## Material to process
---

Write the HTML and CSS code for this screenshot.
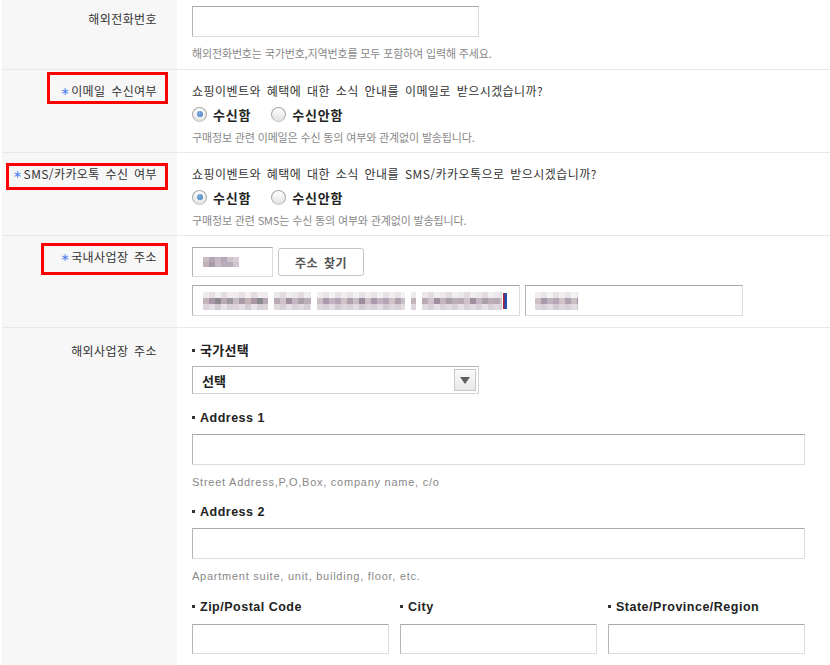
FILE: index.html
```html
<!DOCTYPE html>
<html lang="ko">
<head>
<meta charset="utf-8">
<title>회원정보</title>
<link rel="stylesheet" href="styles.css">
</head>
<body>
<div class="form">
  <div class="row row-phone">
    <div class="th">해외전화번호</div>
    <div class="td">
      <div class="field w287"></div>
      <p class="help">해외전화번호는 국가번호,지역번호를 모두 포함하여 입력해 주세요.</p>
    </div>
  </div>

  <div class="row row-opt">
    <div class="th"><span class="req">∗</span>이메일 수신여부<span class="mark mark-email"></span></div>
    <div class="td">
      <p class="q">쇼핑이벤트와 혜택에 대한 소식 안내를 이메일로 받으시겠습니까?</p>
      <div class="radios">
        <span class="radio on"></span><span class="rlabel">수신함</span>
        <span class="radio"></span><span class="rlabel">수신안함</span>
      </div>
      <p class="help">구매정보 관련 이메일은 수신 동의 여부와 관계없이 발송됩니다.</p>
    </div>
  </div>

  <div class="row row-opt">
    <div class="th"><span class="req">∗</span>SMS/카카오톡 수신 여부<span class="mark mark-sms"></span></div>
    <div class="td">
      <p class="q">쇼핑이벤트와 혜택에 대한 소식 안내를 SMS/카카오톡으로 받으시겠습니까?</p>
      <div class="radios">
        <span class="radio on"></span><span class="rlabel">수신함</span>
        <span class="radio"></span><span class="rlabel">수신안함</span>
      </div>
      <p class="help">구매정보 관련 SMS는 수신 동의 여부와 관계없이 발송됩니다.</p>
    </div>
  </div>

  <div class="row row-addr">
    <div class="th"><span class="req">∗</span>국내사업장 주소<span class="mark mark-addr"></span></div>
    <div class="td">
      <div class="line">
        <div class="field zip"><span class="mosaic m-zip"></span></div>
        <button class="btn" type="button">주소 찾기</button>
      </div>
      <div class="line">
        <div class="field addr1">
          <span class="mosaic m-a" style="width:65px"></span>
          <span class="mosaic m-b" style="width:37px"></span>
          <span class="mosaic m-c" style="width:88px"></span>
          <span class="mosaic m-a" style="width:5px"></span>
          <span class="mosaic m-b" style="width:80px"></span>
          <span class="cursor"></span>
        </div>
        <div class="field addr2"><span class="mosaic m-c" style="width:43px"></span></div>
      </div>
    </div>
  </div>

  <div class="row row-intl">
    <div class="th">해외사업장 주소</div>
    <div class="td">
      <p class="sub ko"><span class="bul"></span>국가선택</p>
      <div class="select"><span>선택</span><span class="arrow"></span></div>
      <p class="sub en gap15"><span class="bul"></span>Address 1</p>
      <div class="field full"></div>
      <p class="help en">Street Address,P,O,Box, company name, c/o</p>
      <p class="sub en gap14"><span class="bul"></span>Address 2</p>
      <div class="field full"></div>
      <p class="help en">Apartment suite, unit, building, floor, etc.</p>
      <div class="cols">
        <div class="col">
          <p class="sub en"><span class="bul"></span>Zip/Postal Code</p>
          <div class="field h30"></div>
        </div>
        <div class="col">
          <p class="sub en"><span class="bul"></span>City</p>
          <div class="field h30"></div>
        </div>
        <div class="col">
          <p class="sub en"><span class="bul"></span>State/Province/Region</p>
          <div class="field h30"></div>
        </div>
      </div>
    </div>
  </div>
</div>
</body>
</html>
```

FILE: styles.css
```css
* { box-sizing: border-box; }
html, body { margin: 0; padding: 0; background: #fff; }
body {
  font-family: "Noto Sans CJK KR", "Liberation Sans", sans-serif;
  font-size: 12px;
  color: #333;
  width: 830px;
  height: 665px;
  overflow: hidden;
}
p { margin: 0; }

.form { margin-left: 2px; }

.row {
  display: grid;
  grid-template-columns: 175px 1fr;
  border-bottom: 1px solid #e8e8e8;
}
.th {
  position: relative;
  background: #f7f7f7;
  text-align: right;
  padding-right: 20px;
  line-height: 16px;
  color: #333;
  letter-spacing: 0.4px;
  word-spacing: 2px;
}
.td {
  padding-left: 15px;
  padding-right: 25px;
}

.row-phone .th { padding-top: 11px; }
.row-phone .td { padding-top: 6px; padding-bottom: 8px; }
.row-opt .th { padding-top: 13px; }
.row-opt .td { padding-top: 13px; padding-bottom: 7px; }
.row-addr .th { padding-top: 13px; }
.row-addr .td { padding-top: 11px; padding-bottom: 11px; }
.row-intl .th { padding-top: 15px; }
.row-intl .td { padding-top: 14px; padding-bottom: 30px; }

.req {
  color: #4d7ff0;
  font-family: "DejaVu Sans", sans-serif;
  font-size: 11px;
  margin-right: 1px;
  position: relative;
  top: -1px;
}

.mark {
  position: absolute;
  border: 3px solid #ff0000;
}
.mark-email { left: 45px; top: 2px; width: 121px; height: 32px; }
.mark-sms { left: 4px; top: 10px; width: 162px; height: 27px; }
.mark-addr { left: 39px; top: 7px; width: 127px; height: 32px; }

.field {
  height: 31px;
  border: 1px solid #dcdcdc;
  border-top-color: #a9a9a9;
  border-left-color: #b5b5b5;
  background: #fff;
}
.w287 { width: 287px; }
.full { width: 613px; }
.h30 { height: 30px; }

.help {
  margin-top: 8px;
  line-height: 16px;
  font-size: 11px;
  color: #888;
  letter-spacing: -0.15px;
}
.help.en {
  margin-top: 9px;
  font-family: "Liberation Sans", sans-serif;
  letter-spacing: 0.75px;
}

.q {
  line-height: 16px;
  font-size: 12px;
  color: #333;
  letter-spacing: 0.45px;
  word-spacing: 2px;
}

.radios {
  display: flex;
  align-items: center;
  height: 16px;
  margin-top: 7px;
  margin-bottom: -1px;
}
.radio {
  width: 15px;
  height: 15px;
  border-radius: 50%;
  border: 1px solid #a8a8a8;
  border-bottom-color: #c8c8c8;
  background: linear-gradient(#ffffff, #e2e2e2);
  display: flex;
  align-items: center;
  justify-content: center;
  margin-right: 6px;
}
.radio.on::after {
  content: "";
  width: 6px;
  height: 6px;
  border-radius: 50%;
  background: radial-gradient(circle at 40% 35%, #7fb0e0, #3f78b8);
}
.rlabel {
  font-weight: bold;
  font-size: 13px;
  color: #222;
  margin-right: 20px;
  letter-spacing: 0.8px;
}

.line { display: flex; gap: 5px; align-items: center; }
.line + .line { margin-top: 8px; }
.zip {
  width: 81px;
  height: 30px;
  display: flex;
  align-items: center;
  padding-left: 10px;
}
.btn {
  width: 86px;
  height: 28px;
  border: 1px solid #c4c4c4;
  border-radius: 3px;
  background: #fff;
  font-family: "Noto Sans CJK KR", sans-serif;
  font-size: 12px;
  font-weight: bold;
  color: #555;
  padding: 0;
  letter-spacing: 0.5px;
  word-spacing: 2px;
}
.addr1 {
  width: 328px;
  display: flex;
  align-items: center;
  padding-left: 10px;
  gap: 6px;
}
.addr2 {
  width: 218px;
  display: flex;
  align-items: center;
  padding-left: 9px;
}

.mosaic {
  display: inline-block;
  height: 18px;
  background-repeat: no-repeat;
  background-size: 100% 6px;
  background-position: 0 0, 0 6px, 0 12px;
}
.m-zip {
  width: 36px;
  height: 10px;
  background-size: 100% 5px;
  background-position: 0 0, 0 5px;
  background-image:
    repeating-linear-gradient(90deg, #cbbcc4 0 6px, #b5a6b3 6px 12px, #c6b9c3 12px 18px, #b3a6b6 18px 24px, #cfc3cb 24px 30px, #d9d0d6 30px 36px),
    repeating-linear-gradient(90deg, #bfb0ba 0 6px, #a99aa9 6px 12px, #c8bbc6 12px 18px, #bbaebb 18px 24px, #b9acba 24px 30px, #cec5cf 30px 36px);
}
.m-a {
  background-image:
    repeating-linear-gradient(90deg, #efeaed 0 6px, #e6e0e5 6px 12px, #f3f0f2 12px 18px, #e3dde2 18px 24px, #f0ecef 24px 30px),
    repeating-linear-gradient(90deg, #c4b3bb 0 6px, #a996a6 6px 12px, #8c8a90 12px 18px, #b9aab6 18px 24px, #9c9a9c 24px 30px, #c9bcc5 30px 36px, #a89aa8 36px 42px),
    repeating-linear-gradient(90deg, #dcd4da 0 6px, #e4dde2 6px 12px, #d4ccd4 12px 18px, #e8e2e6 18px 24px, #d8d1d9 24px 30px);
}
.m-b {
  background-image:
    repeating-linear-gradient(90deg, #ece7eb 0 6px, #e2dce2 6px 12px, #f1eef0 12px 18px),
    repeating-linear-gradient(90deg, #b8a9b4 0 6px, #cfc2ca 6px 12px, #9f8fa0 12px 18px, #c3b6c1 18px 24px, #a9a0aa 24px 30px, #bcaeb6 30px 36px),
    repeating-linear-gradient(90deg, #e0d9de 0 6px, #d6cfd6 6px 12px, #e6e0e4 12px 18px, #d9d2da 18px 24px);
}
.m-c {
  background-image:
    repeating-linear-gradient(90deg, #f1edf0 0 6px, #e9e4e8 6px 12px, #f5f2f4 12px 18px, #e6e1e5 18px 24px),
    repeating-linear-gradient(90deg, #cdbfc4 0 6px, #a79aae 6px 12px, #c2b4c0 12px 18px, #b4a6b6 18px 24px, #d0c2c6 24px 30px, #aea2b0 30px 36px, #c8bec6 36px 42px, #9a8c9c 42px 48px),
    repeating-linear-gradient(90deg, #ddd6db 0 6px, #d7d0d8 6px 12px, #e3dde1 12px 18px, #d2cbd4 18px 24px);
}
.cursor {
  width: 4px;
  height: 16px;
  margin-left: -5px;
  background: linear-gradient(90deg, #b02030 0 1px, #5a3a70 1px 2px, #2050b0 2px 4px);
}

.sub {
  line-height: 16px;
  font-weight: bold;
  color: #222;
}
.bul {
  display: inline-block;
  width: 3px;
  height: 3px;
  background: #333;
  margin-right: 5px;
  vertical-align: middle;
  position: relative;
  top: -1px;
}
.sub.ko { font-size: 13px; letter-spacing: 0.3px; }
.sub.en {
  font-family: "Liberation Sans", sans-serif;
  font-size: 12.5px;
  letter-spacing: 0.5px;
}
.sub + .field, .sub + .select { margin-top: 8px; }
.gap15 { margin-top: 16px; }
.gap14 { margin-top: 14px; }

.select {
  width: 287px;
  height: 28px;
  border: 1px solid #d2d2d2;
  border-top-color: #b4b4b4;
  border-left-color: #b4b4b4;
  display: flex;
  align-items: center;
  justify-content: space-between;
  padding: 0 2px 0 9px;
  font-weight: bold;
  font-size: 13px;
  color: #222;
}
.arrow {
  width: 22px;
  height: 22px;
  border: 1px solid #c8c8c8;
  background: linear-gradient(#fafafa, #e8e8e8);
  position: relative;
}
.arrow::after {
  content: "";
  position: absolute;
  left: 5px;
  top: 7px;
  border-left: 5px solid transparent;
  border-right: 5px solid transparent;
  border-top: 7px solid #5e5e5e;
}

.cols {
  display: grid;
  grid-template-columns: 197px 197px 197px;
  column-gap: 11px;
  margin-top: 15px;
}
.col .sub + .field { margin-top: 9px; }
```
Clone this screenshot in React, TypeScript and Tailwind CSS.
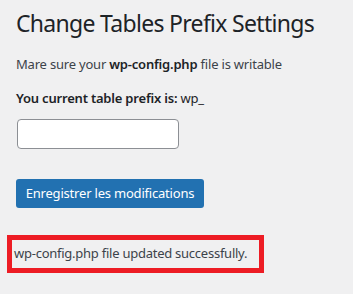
import React from 'react';

export default function App() {
  return (
    <div className="h-[294px] w-[353px] overflow-hidden bg-[#f0f0f1] font-['Noto_Sans',sans-serif] text-[#3c434a]">
      <div className="pl-4 pt-[8px]">
        <h1 className="text-[23px] leading-[30px] font-normal tracking-[-0.7px] text-[#1d2327]">
          Change Tables Prefix Settings
        </h1>

        <p className="mt-[16px] text-[13px] leading-[20px] tracking-[-0.2px]">
          Mare sure your <strong className="font-semibold text-[#1d2327]">wp-config.php</strong> file is writable
        </p>

        <p className="mt-[14px] text-[13px] leading-[20px] tracking-[-0.2px] text-[#1d2327]">
          <span className="font-semibold">You current table prefix is:</span> wp_
        </p>

        <div className="mt-[11px] pl-px">
          <input
            type="text"
            className="h-[30px] w-[162px] rounded-[4px] border border-[#8c8f94] bg-white px-2 text-[14px]"
          />
        </div>

        <button className="mt-[30px] h-[29px] w-[188px] rounded-[3px] bg-[#2271b1] text-[13px] tracking-[-0.2px] text-white">
          Enregistrer les modifications
        </button>
      </div>

      <div className="ml-[7px] mt-[27px] flex h-[38px] w-[257px] items-center border-[5px] border-[#ed1c24] pl-[2px] text-[13px] tracking-[-0.25px]">
        wp-config.php file updated successfully.
      </div>
    </div>
  );
}
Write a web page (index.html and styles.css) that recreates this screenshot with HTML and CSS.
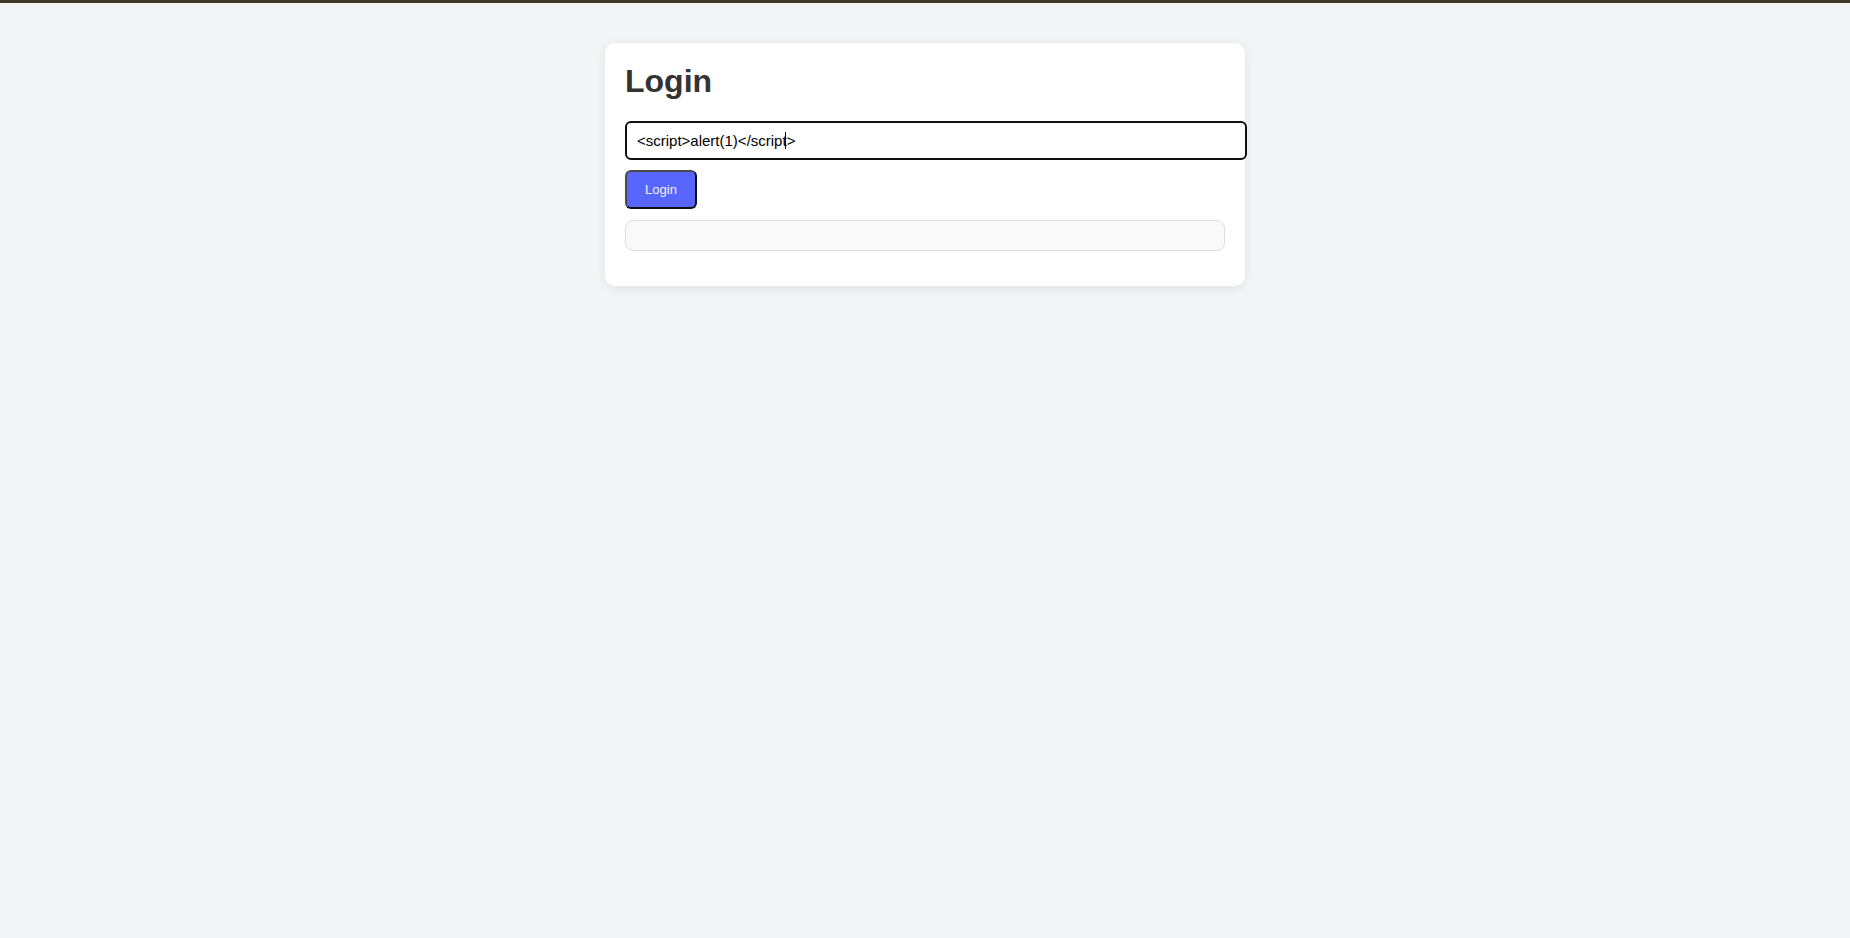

---

## Job
Scan the material above for the string "index" and report each line where you find it.

## Exercise response
FILE: index.html
Write a web page (index.html and styles.css) that recreates this screenshot with HTML and CSS.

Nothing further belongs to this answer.